ABSTRACT

I am using here a model of globalisation which starts with its most obvious and fundamental feature – the organisation and integration of economic activity at levels which transcend national borders and jurisdictions. I use the word jurisdictions advisedly, given the sheer force of much of the globalisation process as it transcends the taxation and regulatory discipline which is conventionally the concern and responsibility of national governments. This is the sense taken up by such analysts as Hirst & Thompson (1996) who saw in globalisation the attainment of century-old ideals of

the free-trade liberals and who looked to ‘a demilitarized world in which business activity is primary and political power has no other tasks than the protection of the world free trading system’ (p. 176).

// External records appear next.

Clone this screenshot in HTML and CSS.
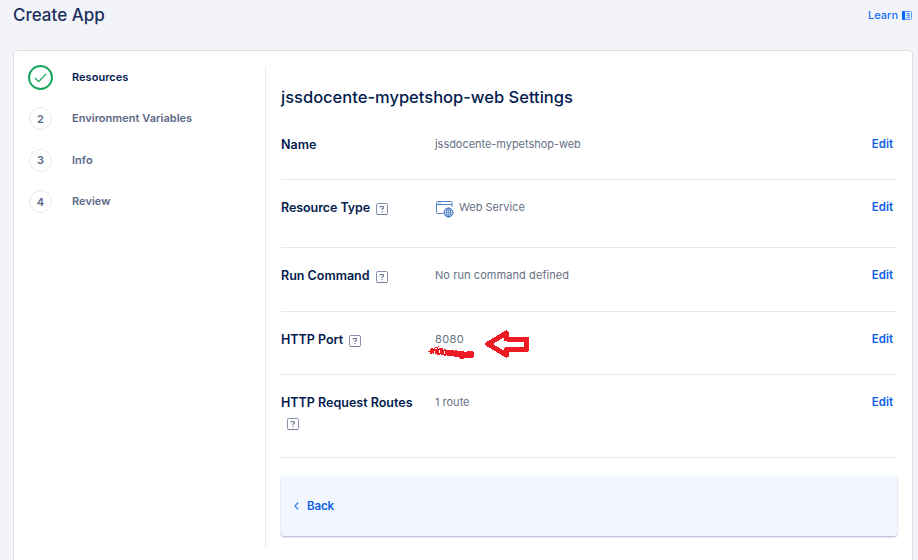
FILE: index.html
```html
<!DOCTYPE html>
<html lang="en">
<head>
<meta charset="utf-8">
<title>Create App</title>
<link rel="stylesheet" href="styles.css">
</head>
<body>
<svg class="defs" width="0" height="0" aria-hidden="true">
  <symbol id="help" viewBox="0 0 12 12">
    <rect x=".5" y=".5" width="11" height="11" rx="1.2" fill="#fff" stroke="#8990ab"/>
    <path d="M1 11.5H11" stroke="#747c9b"/>
    <path d="M4.3 4.5V3.5H7.3V5.3L6 6V7M6 8V9.2" fill="none" stroke="#737b98" stroke-width="1.2"/>
  </symbol>
</svg>
<header class="topbar">
  <h1>Create App</h1>
  <a class="learn"><span>Learn</span>
    <svg width="10" height="9" viewBox="0 0 10 9"><rect x=".5" y=".5" width="9" height="8" rx="1" fill="#dce9ff" stroke="#5c9dff"/><rect width="3" height="9" rx="1" fill="#0069ff"/><path d="M4.500 2.500H7V6.500H4.500M4.500 4.500H7" fill="none" stroke="#4389f2" stroke-width=".9"/></svg>
  </a>
</header>
<main class="panel">
  <nav class="steps">
    <div class="step active"><span class="badge"><svg width="13" height="10" viewBox="0 0 13 10"><path d="M1 5L4.6 8.6L12 1" fill="none" stroke="#15a85c" stroke-width="1.2"/></svg></span><span class="step-name">Resources</span></div>
    <div class="step"><span class="badge">2</span><span class="step-name">Environment Variables</span></div>
    <div class="step"><span class="badge">3</span><span class="step-name">Info</span></div>
    <div class="step"><span class="badge">4</span><span class="step-name">Review</span></div>
  </nav>
  <section class="settings">
    <h2>jssdocente-mypetshop-web Settings</h2>
    <div class="row name"><div class="label">Name</div><div class="value name-value">jssdocente-mypetshop-web</div><a class="edit">Edit</a></div>
    <div class="row type"><div class="label type-label">Resource Type<svg class="help"><use href="#help"/></svg></div>
      <div class="value service"><svg width="18" height="17" viewBox="0 0 18 17"><g fill="none" stroke="#5283ca"><path d="M7 12.500H1.500Q.5 12.500 .5 11.500V1.500Q.5 .5 1.500 .5H15Q16 .5 16 1.500V6M.5 3.500H16"/><path d="M2 2H5" stroke="#9cb8e2"/><circle cx="12.500" cy="11.500" r="4.500" fill="#e4edfa" stroke="#3269bb"/><ellipse cx="12.500" cy="11.500" rx="2" ry="4.500" stroke="#3269bb" stroke-width=".8"/><path d="M8 11.500H17M9 9.300H16M9 13.700H16M12.500 7V16" stroke="#3269bb" stroke-width=".5"/></g></svg><span>Web Service</span></div><a class="edit">Edit</a></div>
    <div class="row command"><div class="label">Run Command<svg class="help"><use href="#help"/></svg></div><div class="value command-value">No run command defined</div><a class="edit">Edit</a></div>
    <div class="row port"><div class="label">HTTP Port<svg class="help"><use href="#help"/></svg></div><div class="value port-number">8080
      <svg class="marks" width="102" height="30" viewBox="0 0 102 30" shape-rendering="crispEdges">
        <g fill="none" stroke="#ed1c24"><path d="M0 21H2L4 18L5 23L7 18L10 17L9 25L12 18L15 18L14 25L17 19L19 24L22 20L25 25L28 20" stroke-width="1"/><path d="M2 21L10 21.500L20 22.500L30 23" stroke-width="5" stroke-dasharray="2 1 1 1"/><path d="M10 24L22 25L30 26" stroke-width="2" stroke-dasharray="2 1"/><path d="M19 22.500L26 23.500L36 24.500L42 24.500" stroke-width="6" stroke-dasharray="4 .3"/></g>
        <g fill="#ed1c24"><circle cx="29" cy="24" r="3.400"/><circle cx="34" cy="25" r="3.800"/><circle cx="42" cy="24.500" r="4"/></g>
        <path d="M60 14L78.500 3V9H98.500V19.500H78.500V25Z" fill="#fff" stroke="#ed1c24" stroke-width="5" stroke-linejoin="round"/>
      </svg></div><a class="edit">Edit</a></div>
    <div class="row routes"><div class="label">HTTP Request Routes <svg class="help"><use href="#help"/></svg></div><div class="value">1 route</div><a class="edit">Edit</a></div>
    <div class="footer"><svg width="5" height="8" viewBox="0 0 5 8"><path d="M4.300 .5L.9 4L4.300 7.500" fill="none" stroke="#3078ee" stroke-width="1.1"/></svg><a class="back">Back</a></div>
  </section>
</main>
</body>
</html>
```
FILE: styles.css
```css
* { box-sizing: border-box; }
body { margin: 0; height: 560px; overflow: hidden; background: #f3f4f9; font-family: Inter, "Liberation Sans", sans-serif; color: #031b4e; }
h1, h2 { margin: 0; font-weight: 500; }
.defs { position: absolute; }
.topbar { height: 50px; padding: 5px 6px 0 13px; display: flex; justify-content: space-between; align-items: flex-start; }
h1 { font-size: 17px; line-height: 20px; color: #1c2f60; }
.learn { display: flex; align-items: center; gap: 4px; font-size: 11px; line-height: 20px; font-weight: 500; color: #1670f5; }
.panel { margin: 0 5px 0 13px; height: 520px; border: 1px solid #dfe0e4; border-radius: 4px; background: #fff; padding: 15px 15px 0 13px; display: flex; }
.steps { width: 239px; height: 482px; border-right: 1px solid #e5e8ed; padding-top: 1px; }
.step { height: 41.4px; display: flex; align-items: flex-start; color: #5b6987; font-size: 11px; font-weight: 600; line-height: 20px; }
.step-name { letter-spacing: .03px; }
.badge { width: 23px; height: 23px; margin: -1px 20px 0 2px; border: 1px solid #e5e8ed; border-radius: 50%; display: flex; justify-content: center; align-items: center; }
.active { color: #031b4e; }
.active .badge { width: 25px; height: 25px; margin: -2px 19px 0 1px; border: 2px solid #15a85c; }
.settings { flex: 1; padding-left: 15px; }
h2 { font-size: 16.5px; line-height: 20px; margin-top: 21px; color: #031b4e; margin-bottom: 10px; }
.row { display: grid; grid-template-columns: 154px 1fr auto; border-bottom: 1px solid #e5e8ed; padding: 17px 4px 0 0; font-size: 11px; line-height: 20px; }
.name { height: 63px; }
.type { height: 68px; }
.command { height: 64px; }
.port { height: 63px; }
.routes { height: 83px; }
.label { font-size: 12.5px; font-weight: 600; padding: 1px 16px 0 0; }
.type-label { letter-spacing: -.07px; }
.help { width: 12px; height: 12px; margin-left: 6px; vertical-align: -3px; }
.value { color: #676f85; position: relative; }
.name-value { letter-spacing: -.04px; }
.command-value { letter-spacing: .08px; }
.port-number { letter-spacing: .4px; }
.service { display: flex; align-items: flex-start; gap: 5px; }
.service svg { margin: 4px 0 0 1px; }
.marks { position: absolute; left: -7px; top: 1px; }
.edit { color: #0f61e5; font-size: 11.5px; font-weight: 600; }
.footer { height: 60px; margin-top: 18px; border-radius: 3px; background: #f2f6ff; box-shadow: 0 1px 2px #a5b0c8; display: flex; align-items: center; padding-left: 13px; gap: 8px; }
.back { color: #0f61e5; font-size: 11.5px; font-weight: 600; letter-spacing: -.15px; }
```
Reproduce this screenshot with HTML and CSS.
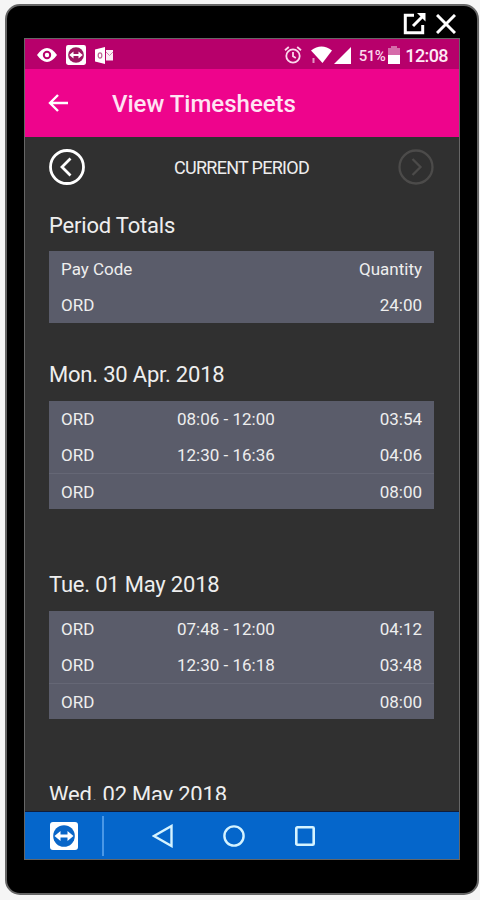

In highlighting the essentially ungovernable quality of any emerging globalised economy, I do not join those who see in globalisation the collapse of the state or the erosion of governmental participation in economic life. On the contrary, the logic of globalisation implies the active involvement of state mechanisms in order to ensure the unfettered operation of markets, both capital and labour. Reconstituted states, in fact, begin to behave like economic entrepreneurs in a free market. One of the ironies of globalisation is its reliance on the state to make possible the free operation of markets implying, as Hirst & Thompson (1996) put it, that global markets are ‘by no means beyond regulation and control’ (p. 3).